The 2018 election shows that what Ryan is trying to pull off is at least theoretically possible.

That year, Brown won re-election by 7 points while Republicans, including Gov. Mike DeWine, swept the remainder of the statewide, nonjudicial ticket. Brown got 2.3 million votes that year, 124,000 more than DeWine and roughly 288,000 more than Rich Cordray, the Democratic nominee for governor. Some of the areas where Brown picked up the most votes compared to Cordray were in Northeast Ohio counties — Lake, Geauga and Lorain counties – that he previously represented in Congress.

It’s possible that Ryan could overperform in the Mahoning Valley, where he grew up and which he’s represented in Congress since 2003.

“I think he can,” said one Youngstown-area Democrat. “And it’s his only and best chance to win the state.”

In a national election climate that favored Democrats, Brown also benefitted from drawing a Republican opponent, Jim Renacci, who entered the race late, was poorly funded and never had run for statewide office before.

Renacci, a former congressman who now leads the Medina County Republican Party, in an interview recalled a common refrain he heard in 2018.

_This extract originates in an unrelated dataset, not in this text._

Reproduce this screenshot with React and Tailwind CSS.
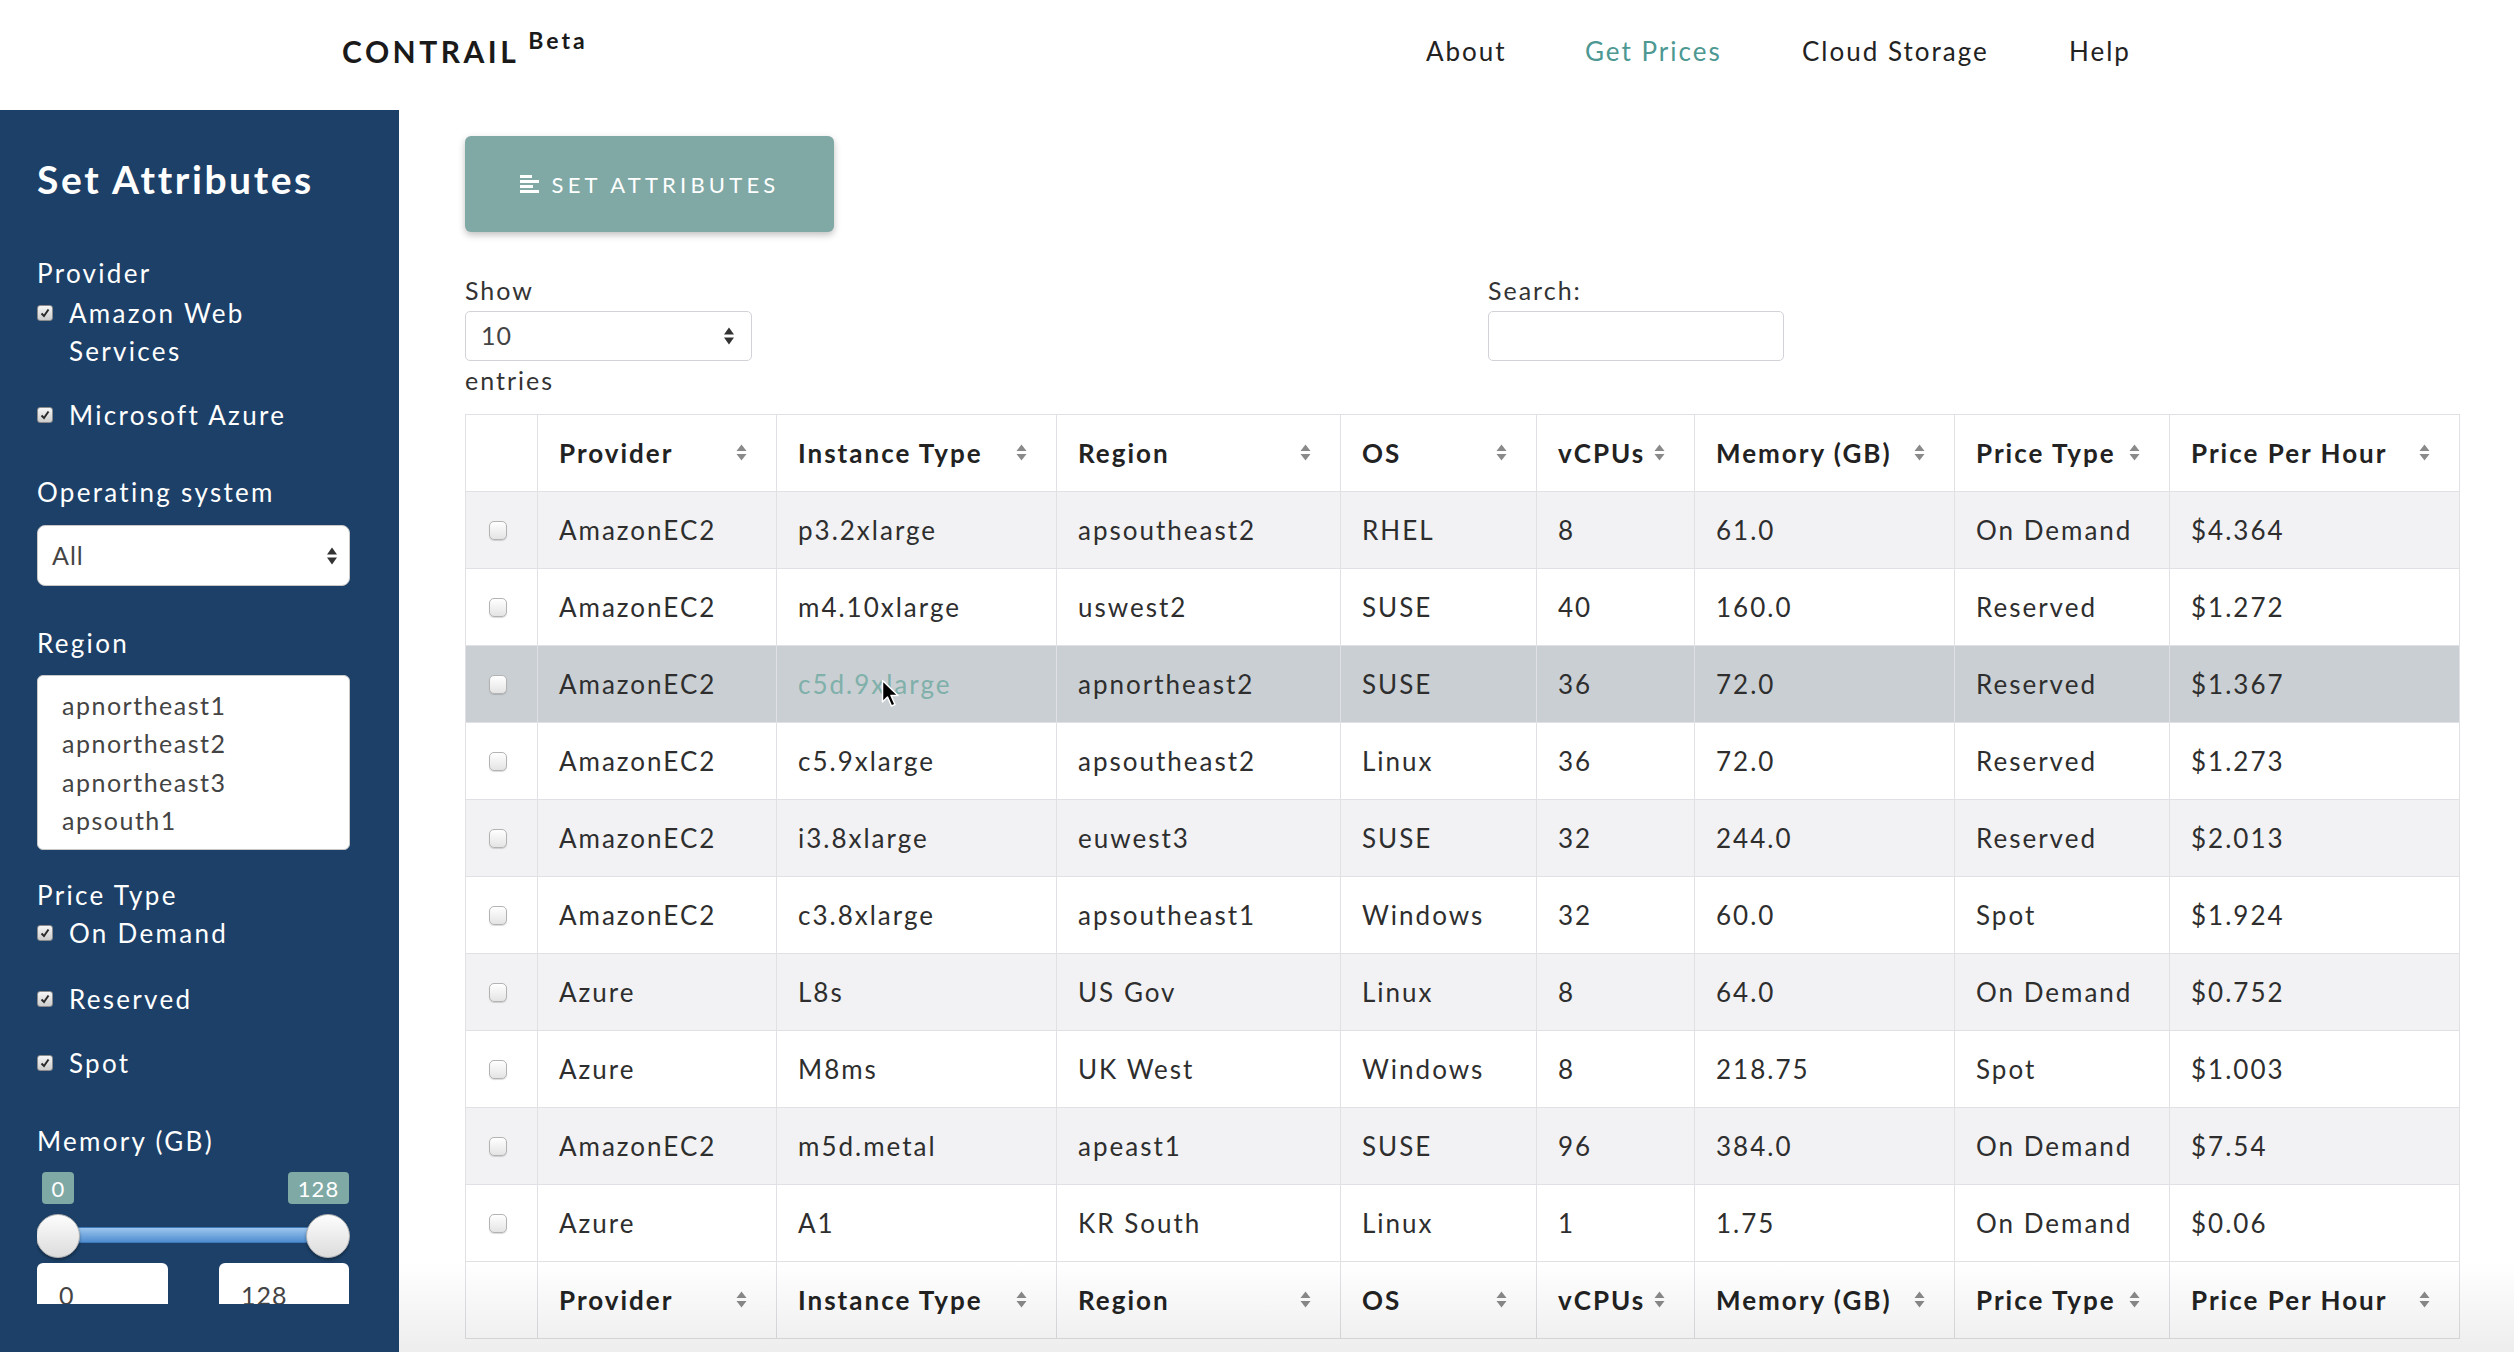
import React from 'react'

const rows = [
  ['AmazonEC2', 'p3.2xlarge', 'apsoutheast2', 'RHEL', '8', '61.0', 'On Demand', '$4.364'],
  ['AmazonEC2', 'm4.10xlarge', 'uswest2', 'SUSE', '40', '160.0', 'Reserved', '$1.272'],
  ['AmazonEC2', 'c5d.9xlarge', 'apnortheast2', 'SUSE', '36', '72.0', 'Reserved', '$1.367'],
  ['AmazonEC2', 'c5.9xlarge', 'apsoutheast2', 'Linux', '36', '72.0', 'Reserved', '$1.273'],
  ['AmazonEC2', 'i3.8xlarge', 'euwest3', 'SUSE', '32', '244.0', 'Reserved', '$2.013'],
  ['AmazonEC2', 'c3.8xlarge', 'apsoutheast1', 'Windows', '32', '60.0', 'Spot', '$1.924'],
  ['Azure', 'L8s', 'US Gov', 'Linux', '8', '64.0', 'On Demand', '$0.752'],
  ['Azure', 'M8ms', 'UK West', 'Windows', '8', '218.75', 'Spot', '$1.003'],
  ['AmazonEC2', 'm5d.metal', 'apeast1', 'SUSE', '96', '384.0', 'On Demand', '$7.54'],
  ['Azure', 'A1', 'KR South', 'Linux', '1', '1.75', 'On Demand', '$0.06'],
]

const columns = ['Provider', 'Instance Type', 'Region', 'OS', 'vCPUs', 'Memory (GB)', 'Price Type', 'Price Per Hour']

const SortIcon = () => (
  <svg width="13" height="17" viewBox="0 0 13 17" className="shrink-0">
    <path d="M6.5 0.5 L11.5 7 H1.5 Z" fill="#8a8a8a" />
    <path d="M6.5 16.5 L11.5 10 H1.5 Z" fill="#8a8a8a" />
  </svg>
)

const SelectArrows = () => (
  <svg width="12" height="18" viewBox="0 0 12 18">
    <path d="M6 0.5 L11 7.5 H1 Z" fill="#333" />
    <path d="M6 17.5 L11 10.5 H1 Z" fill="#333" />
  </svg>
)

const Checked = ({ children, className = '' }) => (
  <div className={`flex items-start ${className}`}>
    <span className="mt-[11px] flex h-[16px] w-[16px] shrink-0 items-center justify-center rounded-[3px] border border-[#8c8c8c] bg-linear-to-b from-[#f6f6f6] to-[#cdcdcd]">
      <svg width="10" height="10" viewBox="0 0 10 10">
        <path d="M1.5 5.5 L4 8 L8.5 1.5" fill="none" stroke="#2b2b2b" strokeWidth="2" />
      </svg>
    </span>
    <span className="ml-[16px] leading-[38px]">{children}</span>
  </div>
)

const HeaderRow = () => (
  <tr className="bg-white">
    <th className="h-[77px] border border-[#e1e1e5]" />
    {columns.map(c => (
      <th key={c} className="h-[77px] border border-[#e1e1e5] pl-[21px] pr-[28px] text-left">
        <div className="flex items-center justify-between">
          <span className="whitespace-nowrap text-[26px] font-bold tracking-[2px] text-[#222]">{c}</span>
          <span className="-mt-[2px]"><SortIcon /></span>
        </div>
      </th>
    ))}
  </tr>
)

const Sidebar = () => (
  <aside className="w-[399px] shrink-0 bg-[#1c4068] pl-[37px] pr-[49px] text-white">
    <div className="h-[1194px] overflow-hidden text-[26px] tracking-[2.3px]">
      <h2 className="mt-[47px] text-[39px] font-bold leading-[44px] tracking-[2.6px]">Set Attributes</h2>

      <div className="mt-[53px] leading-[38px]">Provider</div>
      <Checked className="mt-[2px]">Amazon Web<br />Services</Checked>
      <Checked className="mt-[26px]">Microsoft Azure</Checked>

      <div className="mt-[39px] leading-[38px]">Operating system</div>
      <div className="mt-[14px] flex h-[61px] items-center justify-between rounded-[8px] border border-[#c8c8c8] bg-white pl-[14px] pr-[11px] text-[25px] tracking-[1px] text-[#444]">
        <span>All</span>
        <SelectArrows />
      </div>

      <div className="mt-[38px] leading-[38px]">Region</div>
      <div className="mt-[13px] h-[175px] overflow-hidden rounded-[6px] border border-[#c8c8c8] bg-white pl-[24px] pt-[10px] text-[25px] leading-[38.3px] tracking-[1.5px] text-[#444]">
        <div>apnortheast1</div>
        <div>apnortheast2</div>
        <div>apnortheast3</div>
        <div>apsouth1</div>
        <div>apsoutheast1</div>
      </div>

      <div className="mt-[26px] leading-[38px]">Price Type</div>
      <Checked>On Demand</Checked>
      <Checked className="mt-[28px]">Reserved</Checked>
      <Checked className="mt-[26px]">Spot</Checked>

      <div className="mt-[40px] leading-[38px]">Memory (GB)</div>
      <div className="mt-[12px] flex justify-between">
        <span className="ml-[5px] flex h-[32px] w-[32px] items-center justify-center rounded-[4px] bg-[#7fa9a5] text-[22px] tracking-normal">0</span>
        <span className="mr-[1px] flex h-[32px] w-[61px] items-center justify-center rounded-[4px] bg-[#7fa9a5] text-[22px] tracking-[1px]">128</span>
      </div>
      <div className="relative mt-[10px] h-[44px]">
        <div className="absolute left-[20px] right-[20px] top-[13px] h-[16px] rounded-[3px] border border-[#3f78b8] bg-linear-to-b from-[#9cc6ee] to-[#4f8dd0]" />
        <div className="absolute -left-[1px] top-0 h-[44px] w-[44px] rounded-full border border-[#b3b3b3] bg-linear-to-b from-[#fdfdfd] to-[#dcdcdc] shadow-[0_2px_3px_rgba(0,0,0,0.35)]" />
        <div className="absolute right-0 top-0 h-[44px] w-[44px] rounded-full border border-[#b3b3b3] bg-linear-to-b from-[#fdfdfd] to-[#dcdcdc] shadow-[0_2px_3px_rgba(0,0,0,0.35)]" />
      </div>
      <div className="mt-[5px] flex justify-between text-[25px] tracking-[1px] text-[#444]">
        <div className="flex h-[66px] w-[131px] items-center rounded-[6px] bg-white pl-[22px]">0</div>
        <div className="mr-[1px] flex h-[66px] w-[130px] items-center rounded-[6px] bg-white pl-[22px]">128</div>
      </div>
    </div>
  </aside>
)

export default function App() {
  return (
    <div className="relative h-[1352px] w-[2514px] overflow-hidden bg-white font-['Lato','Open_Sans',sans-serif] text-[#333]">
      <header className="flex h-[110px]">
        <div className="w-[1426px] pl-[342px]">
          <div className="mt-[36px] flex items-start text-[#1a1a1a]">
            <span className="text-[30px] font-bold leading-none tracking-[3.5px]">CONTRAIL</span>
            <span className="-mt-[7px] ml-[9px] text-[23px] font-bold leading-none tracking-[3px]">Beta</span>
          </div>
        </div>
        <nav className="mt-[38px] flex text-[26px] leading-none tracking-[2px] text-[#222]">
          <a className="w-[159px]">About</a>
          <a className="w-[217px] text-[#4d9892]">Get Prices</a>
          <a className="w-[267px]">Cloud Storage</a>
          <a>Help</a>
        </nav>
      </header>

      <div className="flex h-[1242px]">
        <Sidebar />

        <main className="relative flex-1 pl-[66px] pr-[55px]">
          <button className="mt-[26px] flex h-[96px] w-[369px] items-center justify-center gap-[13px] rounded-[6px] bg-[#80a9a6] text-[22px] tracking-[4.2px] text-white shadow-[0_3px_7px_rgba(0,0,0,0.25)]">
            <svg width="19" height="18" viewBox="0 0 19 18">
              <rect x="0" y="0" width="12" height="3" fill="#fff" />
              <rect x="0" y="5" width="19" height="3" fill="#fff" />
              <rect x="0" y="10" width="13" height="3" fill="#fff" />
              <rect x="0" y="15" width="19" height="3" fill="#fff" />
            </svg>
            <span>SET ATTRIBUTES</span>
          </button>

          <div className="mt-[39px] flex text-[25px] tracking-[2px]">
            <div className="w-[1023px]">
              <div className="leading-[38px]">Show</div>
              <div className="mt-[2px] flex h-[50px] w-[287px] items-center justify-between rounded-[5px] border border-[#d2d2d8] bg-white pl-[15px] pr-[16px] tracking-[1px] text-[#444]">
                <span>10</span>
                <SelectArrows />
              </div>
              <div className="leading-[38px]">entries</div>
            </div>
            <div>
              <div className="leading-[38px]">Search:</div>
              <div className="mt-[2px] h-[50px] w-[296px] rounded-[5px] border border-[#d2d2d8] bg-white" />
            </div>
          </div>

          <table className="mt-[15px] w-[1994px] table-fixed border-collapse border border-[#e1e1e5]">
            <colgroup>
              <col className="w-[72px]" />
              <col className="w-[239px]" />
              <col className="w-[280px]" />
              <col className="w-[284px]" />
              <col className="w-[196px]" />
              <col className="w-[158px]" />
              <col className="w-[260px]" />
              <col className="w-[215px]" />
              <col className="w-[290px]" />
            </colgroup>
            <thead>
              <HeaderRow />
            </thead>
            <tbody>
              {rows.map((r, i) => (
                <tr key={i} className={i === 2 ? 'bg-[#cacfd3]' : i % 2 === 0 ? 'bg-[#f2f2f4]' : 'bg-white'}>
                  <td className="h-[77px] border border-[#e1e1e5] pl-[23px]">
                    <div className="h-[19px] w-[18px] rounded-[5px] border border-[#b3b3b3] bg-linear-to-b from-white to-[#e4e4e4] shadow-[0_1px_1px_rgba(0,0,0,0.15)]" />
                  </td>
                  {r.map((v, j) => (
                    <td key={j} className={`h-[77px] whitespace-nowrap border border-[#e1e1e5] pl-[21px] text-[26px] tracking-[2px] ${i === 2 && j === 1 ? 'text-[#7fb0aa]' : 'text-[#2e2e2e]'}`}>
                      {v}
                    </td>
                  ))}
                </tr>
              ))}
            </tbody>
            <tfoot>
              <HeaderRow />
            </tfoot>
          </table>

          <div className="pointer-events-none absolute bottom-0 left-0 right-0 h-[90px] bg-linear-to-b from-transparent to-[rgba(0,0,0,0.07)]" />
        </main>
      </div>

      <svg width="19" height="29" viewBox="0 0 19 29" className="pointer-events-none absolute left-[881px] top-[679px]">
        <path d="M1.5 1.5 L1.5 23 L6.5 18 L10.5 27 L14 25.5 L10 16.5 L17 16.5 Z" fill="#000" stroke="#fff" strokeWidth="1.5" strokeLinejoin="round" />
      </svg>
    </div>
  )
}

“There were Republicans who said point blank to me, ‘I don’t like Sherrod Brown’s positions. But I like Sherrod Brown,’” Renacci said.

Renacci also said he continues to hear concerns about Vance, including from activists who visited the county party headquarters jokingly asking whether Vance had died, and from a major Republican donor from Cleveland who shared plans to vote for Ryan.

“The question will be, how much do people know J.D. Vance? And how much do people know Tim Ryan?” Renacci said. “And then the question will come, how many Republicans will say, ‘I may not like Tim Ryan’s policies, but I like Tim Ryan.’ And that’s the fight J.D. Vance needs to be worried about.”